What is forensic science?
Forensic science doesn’t just cover the things you see on CSI, it’s incredibly broad in scope and includes a variety of scientific and technological techniques, designed to establish facts for use in both criminal and civil law cases. The word ‘forensic’ actually stems from Roman Latin and refers to when cases were put before the forum in ancient Rome.
How did it develop?
Contemporary forensic science has greatly improved our ability to solve crimes. However, although forensic science has made huge leaps over the past century, its principles can be documented as far back as the stone-age, where fingerprints were shown in rock carvings.
In 1877 Thomas Taylor was the first to suggest human fingerprints could be used for identification purposes, building on his theories Henry Faulds used the technique 3 years later to eliminate an innocent suspect from an investigation. The fingerprinting technique was first used by Scotland Yard in 1902 and continues to be used to this day by law enforcement worldwide.
Fingerprint identification is actually known as dactyloscopy and works by comparing two samples of the impressions left behind by friction skin ridges.
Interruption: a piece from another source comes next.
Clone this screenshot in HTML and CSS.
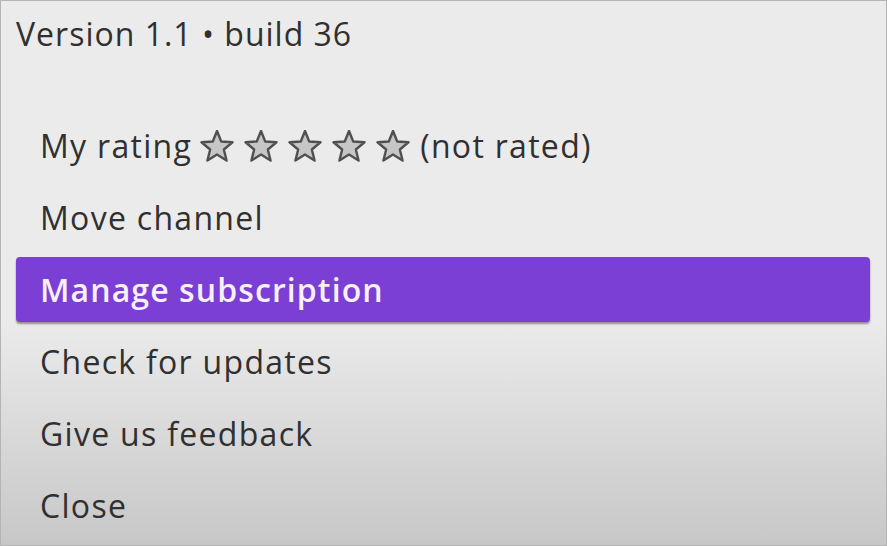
FILE: index.html
```html
<!DOCTYPE html>
<html>
<head>
<meta charset="utf-8">
<link rel="stylesheet" href="styles.css">
</head>
<body>
<div class="screen">
  <div class="version">Version 1.1 • build 36</div>
  <ul class="menu">
    <li class="item"><span>My rating</span><span class="stars"><svg class="star" viewBox="0 0 34 32"><path d="M17 1 L21.23 11.48 L32.5 12.26 L23.85 19.52 L26.58 30.49 L17 24.5 L7.42 30.49 L10.15 19.52 L1.5 12.26 L12.77 11.48 Z"/></svg><svg class="star" viewBox="0 0 34 32"><path d="M17 1 L21.23 11.48 L32.5 12.26 L23.85 19.52 L26.58 30.49 L17 24.5 L7.42 30.49 L10.15 19.52 L1.5 12.26 L12.77 11.48 Z"/></svg><svg class="star" viewBox="0 0 34 32"><path d="M17 1 L21.23 11.48 L32.5 12.26 L23.85 19.52 L26.58 30.49 L17 24.5 L7.42 30.49 L10.15 19.52 L1.5 12.26 L12.77 11.48 Z"/></svg><svg class="star" viewBox="0 0 34 32"><path d="M17 1 L21.23 11.48 L32.5 12.26 L23.85 19.52 L26.58 30.49 L17 24.5 L7.42 30.49 L10.15 19.52 L1.5 12.26 L12.77 11.48 Z"/></svg><svg class="star" viewBox="0 0 34 32"><path d="M17 1 L21.23 11.48 L32.5 12.26 L23.85 19.52 L26.58 30.49 L17 24.5 L7.42 30.49 L10.15 19.52 L1.5 12.26 L12.77 11.48 Z"/></svg></span><span>(not rated)</span></li>
    <li class="item">Move channel</li>
    <li class="item selected">Manage subscription</li>
    <li class="item">Check for updates</li>
    <li class="item">Give us feedback</li>
    <li class="item">Close</li>
  </ul>
</div>
</body>
</html>
```

FILE: styles.css
```css
* { box-sizing: border-box; }
html, body { margin: 0; padding: 0; }
body { width: 887px; height: 546px; overflow: hidden; }
.screen {
  width: 887px;
  height: 546px;
  border: 1px solid #b4b4b4;
  background: linear-gradient(to bottom, #ebebeb 0px, #ebebeb 320px, #c7c7c7 545px);
  font-family: "Open Sans", "Liberation Sans", sans-serif;
  color: #303030;
  padding: 0 16px 0 15px;
}
.version {
  height: 64px;
  display: flex;
  align-items: center;
  font-size: 32px;
  letter-spacing: 1px;
}
.menu {
  list-style: none;
  margin: 48px 0 0 0;
  padding: 0;
  display: flex;
  flex-direction: column;
  gap: 7px;
}
.item {
  height: 65px;
  display: flex;
  align-items: center;
  padding-left: 24px;
  font-size: 32px;
  letter-spacing: 1.3px;
  border-radius: 4px;
}
.selected {
  background: #7b3fd6;
  color: #f6f0fa;
  font-weight: 600;
  letter-spacing: 1.1px;
  padding-bottom: 1px;
  box-shadow: 0 2px 2px rgba(60, 50, 70, 0.5);
}
.stars {
  display: inline-flex;
  gap: 10px;
  margin: 0 10px 0 8px;
}
.star {
  width: 34px;
  height: 32px;
  display: block;
}
.star path {
  fill: #c6c6c6;
  stroke: #505050;
  stroke-width: 2.4;
  stroke-linejoin: round;
}
```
Due to the flexibility of friction ridge skin it is believed no two prints are ever entirely alike, and so it can be used to place suspects at the scene of a crime or to demonstrate their innocence.
DNA profiling works by looking at the genetic sequence of a sample of human DNA to establish the identity of an individual. Although all human DNA is 99.9% similar, each person’s DNA is completely unique (except of course with identical twins). This technique is particularly useful for identifying the body of the deceased, or for examining genetic material left behind at the scene of a crime.
The first successful use of DNA testing was in 1986 when the technique was used to identify Colin Pitchfork as the murderer of two young girls. Since then scientific techniques have developed massively and today DNA profiling is regularly used as courtroom evidence and has been instrumental in bringing countless murderers and rapists to justice.
Contemporary forensic science
Today the scope of forensic science is mind-blowing. Ballistics can be used to link a bullet with the gun used to fire it. Forensic entomology examines insects on a human body to determine the time and place of death. Even the footprints of a suspect can be examined by forensic podiatrists to establish their identity at the scene of a crime.
New breakthroughs are being made in this cutting edge field every year. Recently Lawrence Farwell developed brain fingerprinting, a revolutionary technique where brain wave responses to viewing pictures are used to aid the identification of criminals.
Developments in computing have been instrumental in the success of contemporary forensic science. Innovations such as the Internet have enabled greater collaboration between law enforcement agencies across the globe. By sharing resources and having access to a huge pool of collaborated forensic data, it is easier than ever to identify criminals and facilitate justice.